By Eunice Kim
Granada Hills Charter High School (GHC) held its annual Meet Each Need with Dignity (MEND) drive from November 6 to 17.Granada Hills Charter High School (GHC) held its annual Meet Each Need with Dignity (MEND) drive from November 6 to 17.
The Associated Student Body (ASB) worked with MEND to collect cans and nonperishable goods in second period classes to help individuals and families suffering from poverty. After collecting student and staff donations, ASB sent them to MEND for the holiday season.
To encourage participation, ASB members publicized the event. Senior delegate and co-chair of the MEND drive PamelaThea Greganda worked with her fellow ASB members to create posters which they hung around campus, while the ASB online publicity committee made online posts.
As an extra incentive, the two classes who brought in the most cans or non-perishable goods won a pizza party.“The drive went as smoothly as it could possibly could. The ASB class worked efficiently, and we worked closely with the MEND organization to make sure we had everything we needed to ensure the success of the drive,” Greganda said.
This year, the MEND drive collected 1,800 cans, which will go towards MEND’s Emergency Food Bank. It is the largest food bank in Los Angeles and one of the largest in the state of California. It provides direct distribution to clients in need. Much of the food is distributed to more than 60 smaller pantries and charities annually in the area that also care for low-income individuals, according to the MEND website.

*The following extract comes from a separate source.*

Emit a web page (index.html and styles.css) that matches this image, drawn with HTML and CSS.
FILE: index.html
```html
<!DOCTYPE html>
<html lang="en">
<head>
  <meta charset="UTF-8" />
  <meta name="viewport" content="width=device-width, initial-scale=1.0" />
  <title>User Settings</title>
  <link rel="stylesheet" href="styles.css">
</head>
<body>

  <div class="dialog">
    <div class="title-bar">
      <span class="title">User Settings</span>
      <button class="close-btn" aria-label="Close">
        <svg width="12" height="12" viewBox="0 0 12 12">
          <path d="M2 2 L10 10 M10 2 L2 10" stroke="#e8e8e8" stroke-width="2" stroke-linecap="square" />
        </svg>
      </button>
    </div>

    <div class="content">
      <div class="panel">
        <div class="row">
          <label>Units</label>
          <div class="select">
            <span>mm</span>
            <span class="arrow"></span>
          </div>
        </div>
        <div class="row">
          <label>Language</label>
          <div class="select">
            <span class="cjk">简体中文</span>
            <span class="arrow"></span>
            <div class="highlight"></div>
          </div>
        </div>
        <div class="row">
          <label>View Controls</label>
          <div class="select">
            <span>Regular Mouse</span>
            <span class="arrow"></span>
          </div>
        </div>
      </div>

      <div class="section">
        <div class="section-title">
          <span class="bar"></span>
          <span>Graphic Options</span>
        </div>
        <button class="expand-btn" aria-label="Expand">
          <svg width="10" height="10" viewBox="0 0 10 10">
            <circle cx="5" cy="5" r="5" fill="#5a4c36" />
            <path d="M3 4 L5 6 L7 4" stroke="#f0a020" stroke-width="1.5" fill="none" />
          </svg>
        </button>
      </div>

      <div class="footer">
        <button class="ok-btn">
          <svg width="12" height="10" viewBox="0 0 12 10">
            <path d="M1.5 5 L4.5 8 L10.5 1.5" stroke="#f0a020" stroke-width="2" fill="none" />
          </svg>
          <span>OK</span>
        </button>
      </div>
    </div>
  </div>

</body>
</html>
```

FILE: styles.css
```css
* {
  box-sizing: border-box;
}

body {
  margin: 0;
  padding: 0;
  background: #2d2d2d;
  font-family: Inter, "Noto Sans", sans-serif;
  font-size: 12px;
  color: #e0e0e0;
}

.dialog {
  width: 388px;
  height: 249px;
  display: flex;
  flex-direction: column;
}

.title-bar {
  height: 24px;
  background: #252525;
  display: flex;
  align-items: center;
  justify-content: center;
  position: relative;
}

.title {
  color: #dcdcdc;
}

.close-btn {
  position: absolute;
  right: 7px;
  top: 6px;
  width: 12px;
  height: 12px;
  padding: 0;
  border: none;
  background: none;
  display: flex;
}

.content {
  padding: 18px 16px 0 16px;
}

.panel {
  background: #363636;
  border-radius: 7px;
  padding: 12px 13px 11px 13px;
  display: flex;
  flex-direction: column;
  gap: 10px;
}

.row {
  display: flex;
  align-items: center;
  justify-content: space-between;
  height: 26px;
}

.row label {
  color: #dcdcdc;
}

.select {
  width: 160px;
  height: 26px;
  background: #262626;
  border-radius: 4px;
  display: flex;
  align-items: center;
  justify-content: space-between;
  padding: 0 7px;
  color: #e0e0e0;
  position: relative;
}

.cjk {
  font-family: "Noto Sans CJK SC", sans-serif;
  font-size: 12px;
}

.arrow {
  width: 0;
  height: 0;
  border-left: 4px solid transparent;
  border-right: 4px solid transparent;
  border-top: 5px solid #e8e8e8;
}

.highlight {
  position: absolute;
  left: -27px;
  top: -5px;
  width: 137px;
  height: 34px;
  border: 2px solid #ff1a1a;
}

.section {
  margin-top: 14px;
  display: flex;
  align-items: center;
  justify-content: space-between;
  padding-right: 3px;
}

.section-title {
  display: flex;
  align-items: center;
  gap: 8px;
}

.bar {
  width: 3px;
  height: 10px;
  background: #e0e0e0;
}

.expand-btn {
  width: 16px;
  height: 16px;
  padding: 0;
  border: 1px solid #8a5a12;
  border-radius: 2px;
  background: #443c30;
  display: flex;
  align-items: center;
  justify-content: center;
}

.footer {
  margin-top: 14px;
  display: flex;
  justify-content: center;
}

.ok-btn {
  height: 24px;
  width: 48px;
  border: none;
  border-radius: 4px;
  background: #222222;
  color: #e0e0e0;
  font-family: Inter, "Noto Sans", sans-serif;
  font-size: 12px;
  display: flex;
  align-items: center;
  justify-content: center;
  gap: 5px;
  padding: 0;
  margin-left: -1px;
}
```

“I think it’s very important for us to donate whatever we can because we can be changing the lives of many. Any time we are given the opportunity to help, I think we should take it,” junior and ASB Senator Blossom Madumere said.
MEND is a nonprofit organization that was founded in the early 1970s by a group of volunteers led by Ed and Carolyn Rose. It stemmed from the desire to change the lives of those in need within the northeast San Fernando Valley.

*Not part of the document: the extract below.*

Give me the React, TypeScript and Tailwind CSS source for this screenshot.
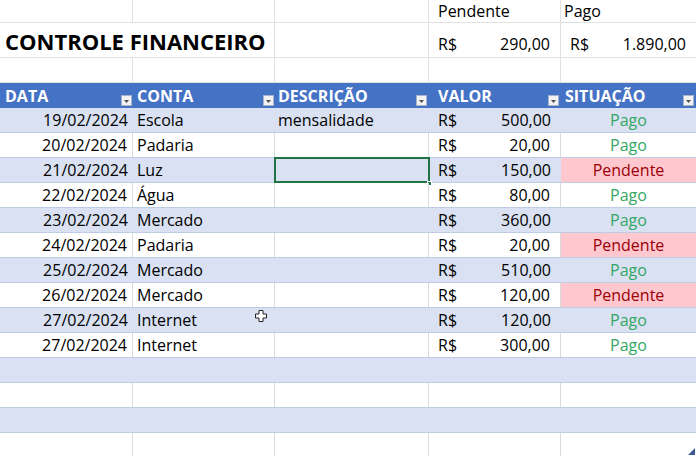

Since its humble origins, having begun with a small group of volunteers, it has grown to become one of the largest non-profit poverty agencies in the Valley.
The versatile program provides care through emergency food, clothing, medical care, homeless services, and job skills training. School participation in MEND initiatives have also played an important role in informing people about the organization and giving students the opportunity to give back.
“I planned on spending some savings money on cans. Even though this seems small, it does build up. This is an example of how a little effort here and there goes a long way,” sophomore Emily Kumagai, co-chair of this year’s MEND drive, said.